= Evan Cohen =

South African-born Israeli linguist

Evan Gary Cohen (Hebrew: אוון כהן) is a South African-born Israeli linguist and a tenured professor of linguistics at Tel Aviv University. Cohen was the spokesman to international media for Israeli Prime Minister Benjamin Netanyahu from July 2019 to March 2020. Cohen succeeded David Keyes in the position.
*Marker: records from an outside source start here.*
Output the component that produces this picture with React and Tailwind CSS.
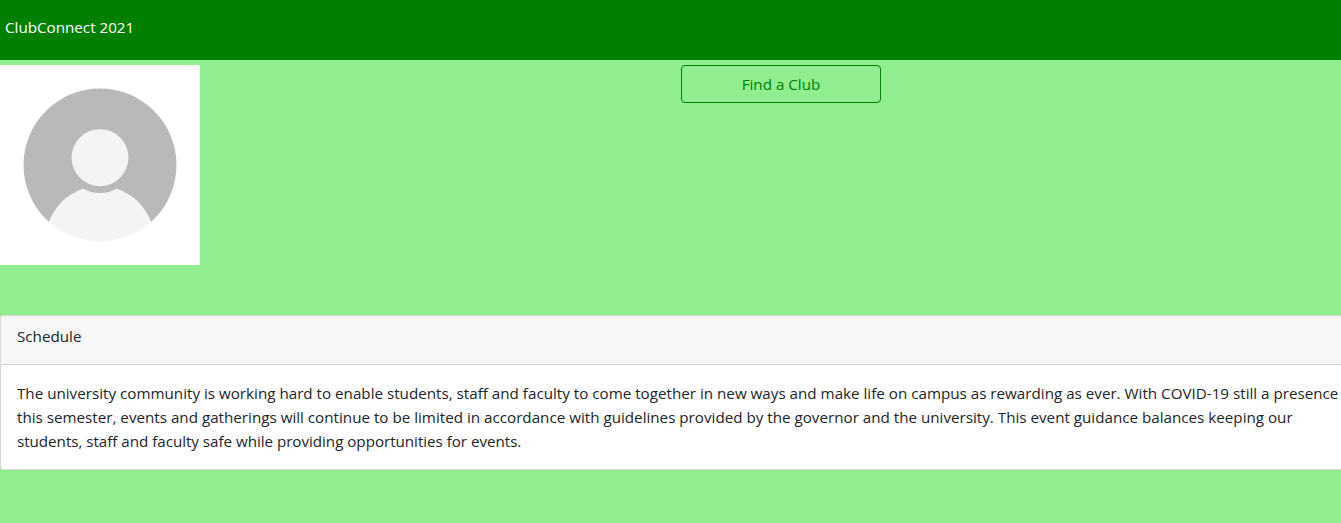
export default function App() {
  return (
    <div className="h-[523px] overflow-hidden bg-[#90ee90] font-['Open_Sans',sans-serif] text-[15.2px] leading-6 text-[#212529]">
      <header className="h-[60px] bg-[#008000] px-[5px] pt-[15px] text-white">
        <span className="inline-block whitespace-nowrap">ClubConnect 2021</span>
      </header>
      <main className="pt-[5px]">
        <div className="flex h-[250px] items-start">
          <svg className="mr-[481px] size-[200px] shrink-0 bg-white" viewBox="0 0 200 200">
            <defs>
              <clipPath id="disc"><circle cx="100" cy="100" r="76.5" /></clipPath>
              <clipPath id="backdrop"><rect width="200" height="157" /></clipPath>
            </defs>
            <circle cx="100" cy="100" r="76.500" fill="#b9b9b9" clipPath="url(#backdrop)" />
            <g clipPath="url(#disc)">
              <path d="M48.500 157.500C55 141 67 129 83.300 123.800A35 35 0 0 0 116.700 123.800C133 129 145 141 151.500 157.500V180H48.500Z" fill="#f4f4f4" />
            </g>
            <circle cx="100" cy="92.700" r="28.500" fill="#f4f4f4" />
          </svg>
          <button className="h-[38px] w-[200px] rounded border border-[#008000] text-[#008000]">Find a Club</button>
        </div>
        <section className="h-[155px] w-[1350px] overflow-hidden rounded border border-black/15 bg-white">
          <div className="h-[49px] border-b border-black/15 bg-[#f7f7f7] px-4 pt-2">Schedule</div>
          <div className="px-4 pt-4 whitespace-nowrap">
            <p>The university community is working hard to enable students, staff and faculty to come together in new ways and make life on campus as rewarding as ever. With COVID-19 still a presence</p>
            <p>this semester, events and gatherings will continue to be limited in accordance with guidelines provided by the governor and the university. This event guidance balances keeping our</p>
            <p className="tracking-[-0.035px]">students, staff and faculty safe while providing opportunities for events.</p>
          </div>
        </section>
      </main>
    </div>
  );
}
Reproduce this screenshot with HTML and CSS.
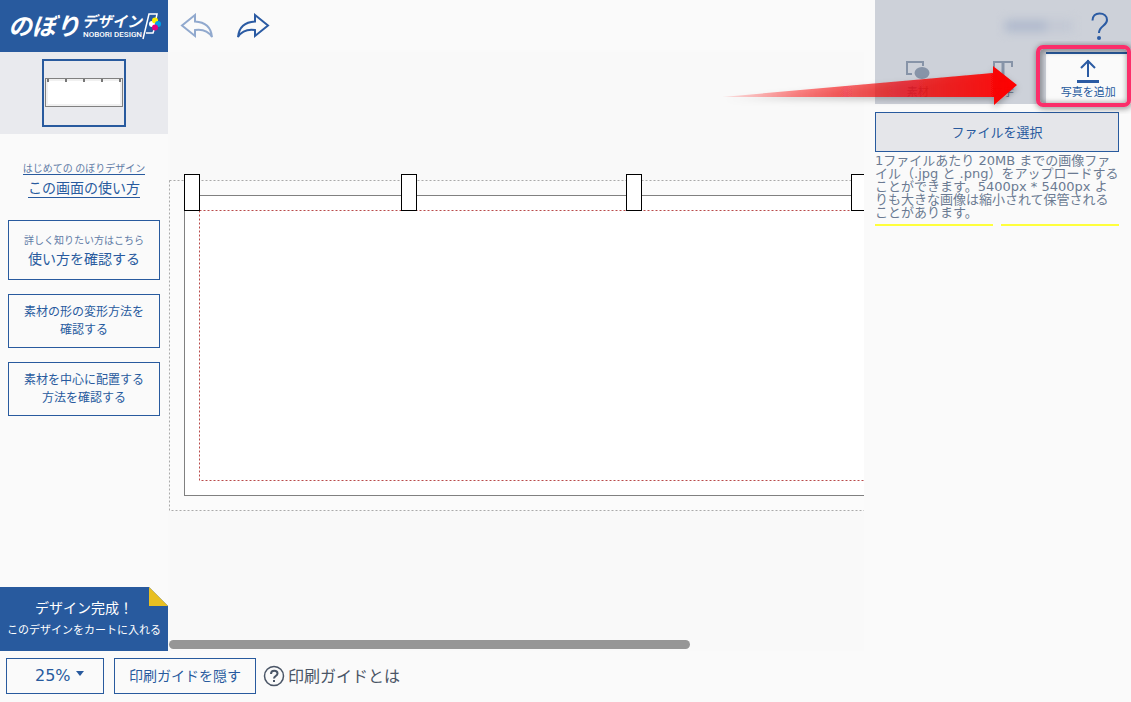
FILE: index.html
```html
<!DOCTYPE html>
<html lang="ja">
<head>
    <meta charset="UTF-8">
    <meta name="viewport" content="width=device-width, initial-scale=1.0">
    <title>のぼりデザイン</title>
    <link rel="stylesheet" href="styles.css">
</head>
<body>

    <!-- Left column -->
    <aside class="sidebar">
        <h1 class="logo">
            <span class="logo-main">のぼり</span>
            <span class="logo-side">
                <span class="logo-sub">デザイン</span>
                <span class="logo-en">NOBORI DESIGN</span>
            </span>
            <svg class="logo-flag" width="20" height="28" viewBox="0 0 20 28">
                <path d="M1 27 L7 2 H15 L14 7 M4 21 H11 L12 18" fill="none" stroke="#fff" stroke-width="1.500"/>
                <circle cx="10" cy="12" r="3" fill="#fff"/>
                <circle cx="13" cy="8.500" r="3" fill="#fff100"/>
                <circle cx="16" cy="12" r="3" fill="#00a0e9"/>
                <circle cx="13" cy="15.500" r="3" fill="#e4007f"/>
            </svg>
        </h1>

        <div class="thumb-area">
            <button class="thumb" aria-label="デザイン 1">
                <svg width="80" height="32" viewBox="0 0 80 32">
                    <rect x="1.500" y="1.500" width="77" height="28" fill="#fff" stroke="#808080"/>
                    <rect x="3" y="3" width="74" height="25" fill="none" stroke="#f0f0f0" stroke-width="2"/>
                    <path d="M4 2v3M22 2v3M40 2v3M58 2v3M76 2v3" stroke="#777" stroke-width="2"/>
                </svg>
            </button>
        </div>

        <a class="guide-link" href="#">
            <span class="small">はじめての のぼりデザイン</span>
            <span class="large">この画面の使い方</span>
        </a>

        <nav class="help-links">
            <a class="help-box" href="#">
                <span class="small">詳しく知りたい方はこちら</span>
                <span class="large">使い方を確認する</span>
            </a>
            <a class="help-box" href="#">素材の形の変形方法を<br>確認する</a>
            <a class="help-box" href="#">素材を中心に配置する<br>方法を確認する</a>
        </nav>

        <button class="complete-button">
            <span class="complete-title">デザイン完成！</span>
            <span class="complete-note">このデザインをカートに入れる</span>
        </button>
    </aside>

    <!-- Drawing area -->
    <main class="editor">
        <div class="toolbar">
            <button class="icon-button undo" aria-label="元に戻す">
                <svg width="34" height="26" viewBox="0 0 34 26">
                    <path d="M15 2 L2 12.500 L15 23 V17 C22 16 28 17.500 32 24 C31 14 25 9 15 8.500 Z" fill="none" stroke="#2b5ba3" stroke-width="2"/>
                </svg>
            </button>
            <button class="icon-button" aria-label="やり直す">
                <svg width="34" height="26" viewBox="0 0 34 26">
                    <path d="M19 2 L32 12.500 L19 23 V17 C12 16 6 17.500 2 24 C3 14 9 9 19 8.500 Z" fill="none" stroke="#2b5ba3" stroke-width="2"/>
                </svg>
            </button>
        </div>
        <div class="canvas">
            <svg width="920" height="480" viewBox="0 0 920 480">
                <rect x="1.500" y="128.500" width="915" height="330" fill="#fbfbfb" stroke="#aaa" stroke-dasharray="2 2"/>
                <rect x="16.500" y="143.500" width="885" height="300" fill="#fff" stroke="#808080"/>
                <rect x="31.500" y="158.500" width="855" height="270" fill="none" stroke="#b94a4a" stroke-dasharray="2 2"/>
                <g fill="#fff" stroke="#000">
                    <rect x="16.500" y="122.500" width="15" height="36"/>
                    <rect x="233.500" y="122.500" width="15" height="36"/>
                    <rect x="458.500" y="122.500" width="15" height="36"/>
                    <rect x="683.500" y="122.500" width="15" height="36"/>
                </g>
            </svg>
        </div>
        <div class="scroll-track"><div class="scroll-thumb"></div></div>
    </main>

    <!-- Right column -->
    <aside class="panel">
        <header class="panel-header">
            <div class="account">
                <span class="user-name"></span>
                <a class="help-icon" href="#" aria-label="ヘルプ">
                    <svg width="18" height="30" viewBox="0 0 18 30">
                        <path d="M1.500 9.500 C1.500 5 4.500 2.500 8.500 2.500 C13 2.500 16 5 16 9 C16 15 8 14.500 8 22" fill="none" stroke="#2b5ba3" stroke-width="2"/>
                        <circle cx="8" cy="27" r="2" fill="#2b5ba3"/>
                    </svg>
                </a>
            </div>
            <div class="tabs">
                <button class="tab">
                    <svg width="24" height="22" viewBox="0 0 24 22">
                        <path d="M6 14 H1 V2 H17 V6" fill="none" stroke="#8794a8" stroke-width="2"/>
                        <ellipse cx="16" cy="13" rx="7.500" ry="6" fill="#8794a8"/>
                    </svg>
                    <span>素材</span>
                </button>
                <button class="tab">
                    <svg width="24" height="22" viewBox="0 0 24 22">
                        <path d="M3 7 V2 H21 V7 M8 21 H16" fill="none" stroke="#8794a8" stroke-width="2"/>
                        <path d="M12 2 V21" fill="none" stroke="#8794a8" stroke-width="3"/>
                    </svg>
                    <span>文字</span>
                </button>
                <button class="tab active">
                    <svg width="24" height="26" viewBox="0 0 24 26">
                        <path d="M12 19 V2 M5 10 L12 3 L19 10" fill="none" stroke="#2b5ba3" stroke-width="2"/>
                        <rect x="1" y="22" width="22" height="3" fill="#2b5ba3"/>
                    </svg>
                    <span>写真を追加</span>
                </button>
            </div>
        </header>

        <div class="upload">
            <button class="file-button">ファイルを選択</button>
            <p class="upload-note">1ファイルあたり 20MB までの画像ファイル（.jpg と .png）をアップロードすることができます。5400px * 5400px よりも大きな画像は縮小されて保管されることがあります。</p>
            <div class="photo-columns"><span></span><span></span></div>
        </div>

        <!-- Callout over the upload tab -->
        <svg class="callout" width="416" height="124" viewBox="0 0 416 124">
            <defs>
                <linearGradient id="arrow-fill" x1="0" x2="1" y1="0" y2="0">
                    <stop offset="0" stop-color="#f00" stop-opacity="0.100"/>
                    <stop offset="0.250" stop-color="#f00" stop-opacity="0.450"/>
                    <stop offset="0.600" stop-color="#e91418" stop-opacity="0.780"/>
                    <stop offset="0.900" stop-color="#f80808" stop-opacity="0.960"/>
                    <stop offset="1" stop-color="#f00"/>
                </linearGradient>
                <filter id="arrow-shadow" x="-5%" y="-20%" width="110%" height="160%">
                    <feDropShadow dx="0" dy="3" stdDeviation="3" flood-color="#000" flood-opacity="0.300"/>
                </filter>
                <filter id="frame-shadow" x="-10%" y="-10%" width="120%" height="125%">
                    <feDropShadow dx="1" dy="1" stdDeviation="3" flood-color="#000" flood-opacity="0.600"/>
                </filter>
            </defs>
            <path d="M7 97 L278 73 V66 L302 85 L279 105 V97 Z" fill="url(#arrow-fill)" filter="url(#arrow-shadow)"/>
            <rect x="323" y="47" width="91" height="58" rx="5" fill="none" stroke="#fb2d6b" stroke-width="4" filter="url(#frame-shadow)"/>
        </svg>
    </aside>

    <!-- Bottom bar -->
    <footer class="bottom-bar">
        <label class="zoom">
            <select aria-label="表示倍率">
                <option>25%</option>
                <option>50%</option>
                <option>100%</option>
            </select>
        </label>
        <button class="guide-toggle">印刷ガイドを隠す</button>
        <a class="guide-about" href="#">
            <svg width="22" height="22" viewBox="0 0 22 22">
                <circle cx="11" cy="11" r="9.500" fill="none" stroke="#4a5566" stroke-width="1.500"/>
                <path d="M8 9 C8 4.500 14.500 5 14.500 8.500 C14.500 11 11 11 11 13.500" fill="none" stroke="#4a5566" stroke-width="2"/>
                <rect x="10" y="15" width="2" height="2" fill="#4a5566"/>
            </svg>
            <span>印刷ガイドとは</span>
        </a>
    </footer>

</body>
</html>
```
FILE: styles.css
```css
/* Page grid */
* {
    box-sizing: border-box;
}

body {
    margin: 0;
    height: 100vh;
    overflow: hidden;
    display: grid;
    grid-template-columns: 168px 1fr 256px;
    grid-template-rows: 1fr 51px;
    background-color: #fafafa;
    color: #285a9e;
    font-family: "Noto Sans", "Noto Sans CJK JP", sans-serif;
}

button, select {
    font: inherit;
    color: inherit;
    border: none;
    background: none;
    padding: 0;
    cursor: pointer;
}

a {
    color: inherit;
    text-decoration: none;
}

svg {
    display: block;
    flex-shrink: 0;
}

/* Left column */
.sidebar {
    display: flex;
    flex-direction: column;
    min-height: 0;
}

.logo {
    display: flex;
    align-items: center;
    height: 52px;
    margin: 0;
    padding-left: 8px;
    background-color: #285a9e;
    color: #fff;
    font-style: italic;
    font-weight: 700;
    white-space: nowrap;
}

.logo-main {
    width: 74px;
    font-size: 24px;
    line-height: 28px;
}

.logo-side {
    display: flex;
    flex-direction: column;
    width: 60px;
    padding-top: 2px;
}

.logo-sub {
    font-size: 15px;
    line-height: 16px;
}

.logo-en {
    padding-left: 1px;
    font-family: Roboto, sans-serif;
    font-style: normal;
    font-weight: 500;
    font-size: 8px;
    line-height: 12px;
}

.thumb-area {
    display: flex;
    justify-content: center;
    align-items: center;
    height: 82px;
    background-color: #e9eaee;
}

.thumb {
    display: flex;
    justify-content: center;
    align-items: center;
    width: 84px;
    height: 68px;
    border: 2px solid #285a9e;
}

.small {
    font-size: 10px;
    line-height: 12px;
    color: #5f7ba6;
}

.large {
    font-size: 14px;
    line-height: 20px;
}

.guide-link {
    display: flex;
    flex-direction: column;
    align-items: center;
    gap: 4px;
    padding-top: 28px;
}

.guide-link span {
    border-bottom: 1px solid #285a9e;
}

.guide-link .large {
    line-height: 18px;
}

.help-links {
    display: flex;
    flex-direction: column;
    gap: 14px;
    padding: 22px 8px;
}

.help-box {
    display: block;
    padding: 8px 4px;
    border: 1px solid #285a9e;
    font-size: 12px;
    line-height: 18px;
    text-align: center;
}

.help-box span {
    display: block;
}

.help-box .small {
    padding-top: 4px;
    line-height: 14px;
}

.help-box .large {
    line-height: 24px;
}

.complete-button {
    position: relative;
    display: flex;
    flex-direction: column;
    justify-content: center;
    align-items: center;
    height: 64px;
    margin-top: auto;
    background-color: #285a9e;
    color: #fff;
    white-space: nowrap;
    clip-path: polygon(0 0, 149px 0, 100% 19px, 100% 100%, 0 100%);
}

.complete-button::after {
    content: "";
    position: absolute;
    top: 0;
    right: 0;
    width: 19px;
    height: 19px;
    background-color: #e8bf22;
}

.complete-title {
    font-size: 14px;
    line-height: 22px;
}

.complete-note {
    font-size: 11px;
    line-height: 22px;
}

/* Drawing area */
.editor {
    display: flex;
    flex-direction: column;
    min-width: 0;
    min-height: 0;
    padding-right: 11px;
}

.toolbar {
    display: flex;
    align-items: center;
    gap: 22px;
    height: 52px;
    padding-left: 12px;
}

.undo {
    opacity: 0.5;
}

.canvas {
    flex: 1;
    min-height: 0;
    overflow: hidden;
    background-color: #f9f9f9;
}

.scroll-track {
    height: 11px;
    padding-left: 1px;
    background-color: #f9f9f9;
}

.scroll-thumb {
    width: 75%;
    height: 9px;
    border-radius: 5px;
    background-color: #969696;
}

/* Right column */
.panel {
    position: relative;
    min-width: 0;
}

.panel-header {
    background-color: #cdd1d9;
}

.account {
    display: flex;
    justify-content: flex-end;
    align-items: center;
    gap: 18px;
    height: 52px;
    padding-right: 22px;
}

.user-name {
    width: 68px;
    height: 12px;
    background: linear-gradient(90deg, #b0bacd 60%, #c2c8d4 60%);
    filter: blur(5px);
}

.tabs {
    display: grid;
    grid-template-columns: repeat(3, 1fr);
    height: 52px;
}

.tab {
    display: flex;
    flex-direction: column;
    justify-content: flex-end;
    align-items: center;
    gap: 2px;
    padding-bottom: 4px;
    border-top: 2px solid transparent;
    color: #66748c;
    font-size: 11px;
    line-height: 16px;
    white-space: nowrap;
}

.tab.active {
    gap: 0;
    border-top-color: #285a9e;
    background-color: #fafafa;
    color: #285a9e;
}

.upload {
    padding: 8px 12px 0 0;
}

.file-button {
    display: block;
    width: 100%;
    height: 40px;
    padding-bottom: 2px;
    border: 1px solid #285a9e;
    background-color: #e5e6ea;
    font-size: 13px;
}

.upload-note {
    margin: 2px 0 5px;
    color: #6b7a92;
    font-family: "DejaVu Sans", "Noto Sans CJK JP", sans-serif;
    font-size: 13px;
    line-height: 13px;
}

.photo-columns {
    display: grid;
    grid-template-columns: 1fr 1fr;
    gap: 8px;
}

.photo-columns span {
    height: 2px;
    background-color: #ffff3c;
}

.callout {
    position: absolute;
    top: 0;
    right: 0;
    pointer-events: none;
}

/* Bottom bar */
.bottom-bar {
    grid-column: 1 / -1;
    display: flex;
    align-items: flex-start;
    padding: 7px 6px;
}

.zoom {
    position: relative;
    margin-right: 10px;
}

.zoom select {
    appearance: none;
    width: 98px;
    height: 36px;
    padding-left: 28px;
    padding-bottom: 2px;
    border: 1px solid #285a9e;
    font-family: "DejaVu Sans", sans-serif;
    font-size: 16px;
}

.zoom::after {
    content: "";
    position: absolute;
    top: 13px;
    right: 20px;
    border: 4px solid transparent;
    border-top: 5px solid #285a9e;
    border-bottom: none;
    pointer-events: none;
}

.guide-toggle {
    width: 142px;
    height: 36px;
    padding-bottom: 3px;
    border: 1px solid #285a9e;
    font-size: 14px;
}

.guide-about {
    display: flex;
    align-items: center;
    gap: 3px;
    height: 36px;
    margin-left: 7px;
    color: #4a5566;
    font-size: 16px;
}

.guide-about span {
    padding-bottom: 3px;
}
```
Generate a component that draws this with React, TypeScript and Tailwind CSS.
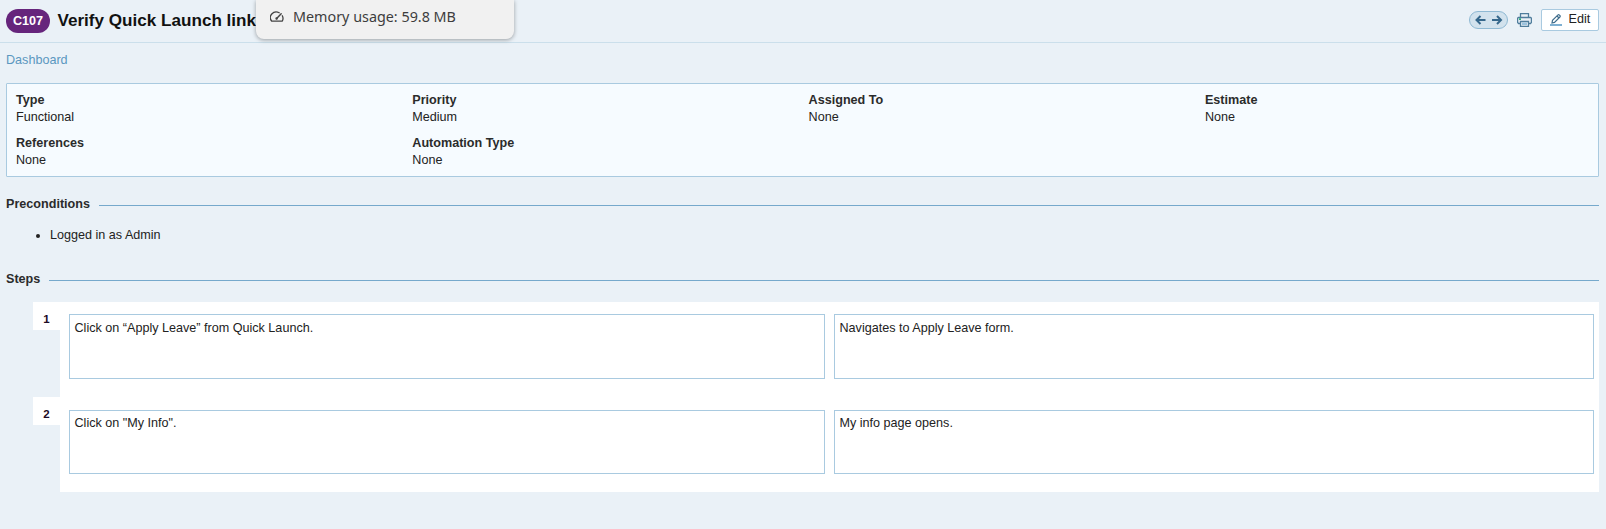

Cohen's appointment was announced by Netanyahu on 14 July 2019. Cohen was not known to have any prior experience in public diplomacy. Several weeks before the announcement, Netanyahu saw Cohen being interviewed on the Israeli news channel i24 about Amir Ohana becoming the first gay Israeli cabinet minister and was impressed with Cohen's ability to present the Likud worldview.

== Political views ==
Before being appointed Netanyahu's spokesman, Cohen was the head of Likud Pride, the LGBT forum in the Likud party. In 2014, Cohen organized the Likud party's first international convention of LGBT activists in conservative parties. He has advocated for marriage equality and the right to surrogacy for gay men. In 2018, Cohen said the Netanyahu government's failure to include same-sex couples in a new surrogacy law was "shameful" and said that the bill should not have been passed.

Cohen said he believes gay people should support whichever party fits their political ideology regardless of their sexual orientation. Cohen said he identified "with the more hard right" in Israeli politics.

== Personal life ==
Cohen was born in Durban, South Africa. He moved to Israel when he was nine years old with his parents and three siblings. He was a captain in the intelligence branch of the Israel Defense Forces. He lives with his husband, Omri Rosenkrantz, in Ramat Gan. Cohen has a doctorate in linguistics from Tel Aviv University. His research focuses on phonology, phonetics and heritage linguistics.

Cohen is a competitive Scrabble player. He is the founder (1998) and director of the Tel Aviv Scrabble Club, and has been the highest-rated Israeli Scrabble player since 1991. Cohen has won several Israeli and international tournaments, and was the first player to represent Israel in the World Championships (1991), which he has done several times since.